White trad wives on social media tend to glorify returning to a simpler time to escape the pressures of capitalistic pursuits — meaning they defer to their husbands as the sole providers and take on the household chores and childrearing alone. However, the notion of returning to a "simpler time" ignores the racial dynamics that made such simplicity inaccessible to many Black women in the past — in short, due to Jim Crow laws, African-American women weren’t allowed to be homemakers unless they were catering to white families. The legacy of this can’t be understated. According to American data from the Pew Research Centre collected in 2014 and 2016, traditional married stay-at-home mothers, (with a working husband) are the most common type among Asians, whites and Hispanics. The report stated only 7 percent of stay-at-home mothers were Black women, as opposed to the 49 percent who were white. 
The rise in modern-day Black trad wives (see also: #hardwigsoftlife and the #blackwifeeffect) feels somewhat understandable; it’s the desire to be protected from a system that doesn’t always protect us, especially when it comes to motherhood. Black motherhood is often depicted as hard and lonely — we know this isn’t the reality for all Black mothers but the stigma is entrenched in pop culture and a lived experience for many. When I wrote about being scared of pregnancy two years ago, I solely blamed the horrific birth outcomes for Black women in the UK and US. Over time, I realised that there was more to my reluctance to become a mother. I question what my life will be like after the baby comes. How hard will the hardships be? Will I be left holding the baby with no one to hold me? It should go without saying that a traditional relationship with a man doesn’t guarantee safety or “softness”. As more young women contemplate a traditional relationship dynamic, former traditional wives are asking women to be careful after experiencing financial abuse, neglect and abandonment when their relationships broke down. 
What does this all mean to Black career women who don’t want to be traditional wives? “I prefer to be out on the field and leave it up to me, my kids will be in the kitchen at a young age learning how to make these meals with me. But I also don’t judge those who choose to walk that path. Do whatever works for your home. I think if fewer people looked at social media as a map to their lives, a lot more people would be better off,” says Pierre. Fair. It’s also true that many people may be projecting their insecurities on Nara Smith. Even though she’s become the poster mum for it, she doesn’t claim the “trad wife” life. Is it unfair that she gets so much criticism for her content? 
Still, the glamorisation of traditional roles on social media can feel like an erasure of the struggles and strides made by Black women, especially Black feminists, to carve out spaces for our autonomy and self-determination. “I do think young women yearning for the 1950s housewife aesthetic and glorifying the pre-feminist movement years is hella problematic,” says Newman-Bremang. “I, for one, don’t want to go back to the time when women were forced to be caregivers, housekeepers, and personal chefs all while their men kicked their feet up and watched TV after a ‘hard day’s work.’ It’s all about choice but I don’t want us to regress to a time when women were expected to be in the kitchen, all while looking glamorous and beautiful.”

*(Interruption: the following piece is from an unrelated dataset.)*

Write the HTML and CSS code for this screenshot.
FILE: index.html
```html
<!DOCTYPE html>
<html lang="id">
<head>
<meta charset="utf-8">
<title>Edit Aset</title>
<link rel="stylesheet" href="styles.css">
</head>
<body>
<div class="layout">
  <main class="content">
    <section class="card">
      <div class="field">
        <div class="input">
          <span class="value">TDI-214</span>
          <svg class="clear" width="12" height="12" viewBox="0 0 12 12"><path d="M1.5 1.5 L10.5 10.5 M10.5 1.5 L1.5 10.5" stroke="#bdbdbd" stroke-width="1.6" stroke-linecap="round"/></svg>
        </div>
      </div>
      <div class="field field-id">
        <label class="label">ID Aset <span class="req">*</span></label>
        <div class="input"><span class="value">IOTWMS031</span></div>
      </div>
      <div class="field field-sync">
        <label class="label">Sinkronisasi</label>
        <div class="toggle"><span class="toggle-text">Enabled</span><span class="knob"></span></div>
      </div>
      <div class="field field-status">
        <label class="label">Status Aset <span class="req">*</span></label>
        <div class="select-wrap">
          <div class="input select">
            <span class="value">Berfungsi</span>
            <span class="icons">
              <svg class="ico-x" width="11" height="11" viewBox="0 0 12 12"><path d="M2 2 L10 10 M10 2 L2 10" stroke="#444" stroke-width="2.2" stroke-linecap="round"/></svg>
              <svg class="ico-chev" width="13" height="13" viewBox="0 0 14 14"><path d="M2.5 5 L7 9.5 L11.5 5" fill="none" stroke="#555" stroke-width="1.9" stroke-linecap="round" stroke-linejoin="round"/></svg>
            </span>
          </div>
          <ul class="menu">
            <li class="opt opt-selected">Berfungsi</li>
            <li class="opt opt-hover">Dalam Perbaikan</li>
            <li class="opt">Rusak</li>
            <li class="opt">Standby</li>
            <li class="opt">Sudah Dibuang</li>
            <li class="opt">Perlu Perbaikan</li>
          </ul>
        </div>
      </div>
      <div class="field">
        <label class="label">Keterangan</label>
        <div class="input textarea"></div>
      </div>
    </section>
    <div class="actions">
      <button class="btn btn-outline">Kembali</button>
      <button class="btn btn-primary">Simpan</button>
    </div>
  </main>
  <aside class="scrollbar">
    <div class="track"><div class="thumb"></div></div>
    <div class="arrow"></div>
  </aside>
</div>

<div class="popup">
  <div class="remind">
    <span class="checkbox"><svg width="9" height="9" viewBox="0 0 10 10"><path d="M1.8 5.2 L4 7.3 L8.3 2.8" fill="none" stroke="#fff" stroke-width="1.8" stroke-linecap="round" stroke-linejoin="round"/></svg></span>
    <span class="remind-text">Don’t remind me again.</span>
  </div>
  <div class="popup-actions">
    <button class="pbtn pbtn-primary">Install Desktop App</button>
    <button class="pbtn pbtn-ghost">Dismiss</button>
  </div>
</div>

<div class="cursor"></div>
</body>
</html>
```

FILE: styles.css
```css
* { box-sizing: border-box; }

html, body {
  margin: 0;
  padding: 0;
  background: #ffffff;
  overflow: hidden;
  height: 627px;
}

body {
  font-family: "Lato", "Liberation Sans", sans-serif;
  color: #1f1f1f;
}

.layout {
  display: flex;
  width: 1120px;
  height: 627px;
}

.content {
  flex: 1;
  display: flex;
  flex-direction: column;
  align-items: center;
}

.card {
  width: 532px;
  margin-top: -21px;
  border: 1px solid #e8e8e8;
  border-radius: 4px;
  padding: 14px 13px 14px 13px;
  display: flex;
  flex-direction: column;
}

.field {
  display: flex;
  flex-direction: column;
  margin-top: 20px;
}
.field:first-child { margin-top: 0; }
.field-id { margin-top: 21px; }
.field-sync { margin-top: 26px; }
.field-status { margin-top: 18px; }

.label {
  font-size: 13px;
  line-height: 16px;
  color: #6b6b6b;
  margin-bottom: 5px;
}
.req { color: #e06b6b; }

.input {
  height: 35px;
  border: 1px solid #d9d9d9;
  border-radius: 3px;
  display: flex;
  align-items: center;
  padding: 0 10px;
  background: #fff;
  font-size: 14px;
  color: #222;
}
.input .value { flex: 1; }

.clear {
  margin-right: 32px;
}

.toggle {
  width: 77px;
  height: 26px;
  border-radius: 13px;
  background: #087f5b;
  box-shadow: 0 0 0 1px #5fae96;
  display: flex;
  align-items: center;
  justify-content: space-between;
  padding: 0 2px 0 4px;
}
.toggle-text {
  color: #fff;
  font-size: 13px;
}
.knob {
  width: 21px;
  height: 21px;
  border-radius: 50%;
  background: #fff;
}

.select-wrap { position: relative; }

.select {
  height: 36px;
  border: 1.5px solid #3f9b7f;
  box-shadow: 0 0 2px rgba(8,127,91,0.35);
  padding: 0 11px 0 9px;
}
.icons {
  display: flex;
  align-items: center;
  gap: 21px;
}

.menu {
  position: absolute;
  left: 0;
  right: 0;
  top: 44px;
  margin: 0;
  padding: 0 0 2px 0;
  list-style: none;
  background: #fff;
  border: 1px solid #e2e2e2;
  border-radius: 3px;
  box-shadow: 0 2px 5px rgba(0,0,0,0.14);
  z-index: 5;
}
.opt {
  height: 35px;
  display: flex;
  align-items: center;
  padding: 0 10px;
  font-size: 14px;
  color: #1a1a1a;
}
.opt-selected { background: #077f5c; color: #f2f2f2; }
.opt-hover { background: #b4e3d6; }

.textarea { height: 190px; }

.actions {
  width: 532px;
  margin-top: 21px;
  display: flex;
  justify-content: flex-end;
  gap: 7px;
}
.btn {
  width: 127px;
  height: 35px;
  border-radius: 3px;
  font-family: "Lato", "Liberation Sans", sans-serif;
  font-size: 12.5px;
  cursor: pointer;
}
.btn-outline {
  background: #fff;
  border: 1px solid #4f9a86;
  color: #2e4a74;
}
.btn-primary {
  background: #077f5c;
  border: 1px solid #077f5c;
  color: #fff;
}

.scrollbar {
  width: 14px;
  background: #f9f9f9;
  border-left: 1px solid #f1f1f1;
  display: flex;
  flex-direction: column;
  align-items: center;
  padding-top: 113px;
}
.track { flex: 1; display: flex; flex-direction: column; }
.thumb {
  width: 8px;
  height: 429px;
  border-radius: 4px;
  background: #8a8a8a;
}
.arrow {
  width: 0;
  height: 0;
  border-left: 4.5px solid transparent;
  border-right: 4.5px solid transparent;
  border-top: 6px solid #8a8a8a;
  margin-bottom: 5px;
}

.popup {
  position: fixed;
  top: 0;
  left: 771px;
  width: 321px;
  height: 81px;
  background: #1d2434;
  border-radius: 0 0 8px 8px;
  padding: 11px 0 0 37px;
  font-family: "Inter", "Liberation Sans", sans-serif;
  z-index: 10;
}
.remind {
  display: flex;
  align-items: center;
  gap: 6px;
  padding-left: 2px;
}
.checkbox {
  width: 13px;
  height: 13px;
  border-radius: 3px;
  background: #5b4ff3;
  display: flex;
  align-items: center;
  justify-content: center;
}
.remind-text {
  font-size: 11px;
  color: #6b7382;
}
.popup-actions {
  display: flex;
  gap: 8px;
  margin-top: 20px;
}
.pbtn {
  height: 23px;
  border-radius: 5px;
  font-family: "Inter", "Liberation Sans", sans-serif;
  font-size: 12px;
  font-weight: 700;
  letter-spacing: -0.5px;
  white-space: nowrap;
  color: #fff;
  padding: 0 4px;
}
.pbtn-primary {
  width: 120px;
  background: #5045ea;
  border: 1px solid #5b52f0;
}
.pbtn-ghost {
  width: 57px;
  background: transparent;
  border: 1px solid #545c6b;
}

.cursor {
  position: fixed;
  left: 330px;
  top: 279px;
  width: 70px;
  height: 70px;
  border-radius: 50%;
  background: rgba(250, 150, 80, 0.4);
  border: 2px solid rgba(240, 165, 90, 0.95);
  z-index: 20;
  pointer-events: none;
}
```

Agreed. I am not a wife nor a mother. I don’t know whether I’ll ever experience these so-called traditional markers of womanhood. I hope I do. But they are not all that I could be. It’s because of intersectional feminism that has allowed the full expression of my identity as a Black woman, as L’Oréal Blackett. We have choice. But some voices in the trad movement suggest that my life will be unfulfilled if I don’t pursue their particular path. They say women like me, and many of you reading, have been duped into being trapped in the corporate machine! But I’m reminded that I don’t regret leaving relationships that didn’t work before they ruined me. I don’t regret not having a child I wasn’t yet ready for. I don’t regret rushing to tick a box because it’s what you’re supposed to do at my age. I don’t regret pursuing the life and career that feels right for me, and no one else should either. And, it’s OK that I may never bake that bread.